The 17-year-old center looked and sounded positively ecstatic to be joining the Los Angeles Kings, who got him 11th overall Friday at United Center.

“There’s no words to describe it,” said Vilardi. “It’s just joy. All your life you work so hard for this, and then to hear your name called, it’s just an amazing feeling. Having your family there, it’s even better.”

That said, the consensus was that he’d be drafted a fair bit sooner. At the Stanley Cup Final, he was one of four top prospects that the NHL trotted out for reporters. The other three were Nico Hischier, Nolan Patrick, and Casey Mittelstadt, the first, second, and eighth picks, respectively.
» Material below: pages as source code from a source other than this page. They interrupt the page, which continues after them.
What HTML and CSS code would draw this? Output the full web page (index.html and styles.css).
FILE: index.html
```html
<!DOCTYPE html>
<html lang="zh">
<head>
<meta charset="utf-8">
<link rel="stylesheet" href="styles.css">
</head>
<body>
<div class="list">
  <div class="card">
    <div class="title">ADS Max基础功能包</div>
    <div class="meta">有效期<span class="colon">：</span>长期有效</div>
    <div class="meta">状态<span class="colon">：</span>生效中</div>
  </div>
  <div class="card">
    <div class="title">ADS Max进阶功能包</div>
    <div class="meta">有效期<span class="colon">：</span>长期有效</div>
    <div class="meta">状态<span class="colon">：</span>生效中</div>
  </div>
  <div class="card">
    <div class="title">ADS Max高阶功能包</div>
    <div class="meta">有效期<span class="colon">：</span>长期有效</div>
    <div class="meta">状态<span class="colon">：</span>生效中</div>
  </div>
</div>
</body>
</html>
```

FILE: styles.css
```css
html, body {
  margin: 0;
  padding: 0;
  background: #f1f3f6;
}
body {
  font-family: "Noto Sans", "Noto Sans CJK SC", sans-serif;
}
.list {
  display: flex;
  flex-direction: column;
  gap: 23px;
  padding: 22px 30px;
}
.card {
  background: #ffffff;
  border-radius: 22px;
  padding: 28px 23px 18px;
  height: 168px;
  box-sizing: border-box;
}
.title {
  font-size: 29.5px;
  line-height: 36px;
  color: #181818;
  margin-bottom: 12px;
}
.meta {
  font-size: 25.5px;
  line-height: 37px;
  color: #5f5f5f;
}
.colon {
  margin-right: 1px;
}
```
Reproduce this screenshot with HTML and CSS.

If there’s a knock on Vilardi, it’s his skating. To really thrive in the NHL, it’ll need to get better. That’s why he’s off to Minnesota this summer to work with power-skating coach Barry Karn.

“I know what I need to work on,” he said. “I got a plan in place.”

Vilardi just won the Memorial Cup with the Windsor Spitfires. Now he’ll be joining a team that’s won two Stanley Cups in the last six years with the likes of Anze Kopitar, Jeff Carter, and Drew Doughty.

“I watch Kopitar a lot,” Vilardi said. “I really like the way he plays. I think some of his attributes are similar to mine. He’s so smart with the puck. He’s tough to knock off the puck. I can’t wait to go there, meet him and take whatever I can from him and apply it to my own game.”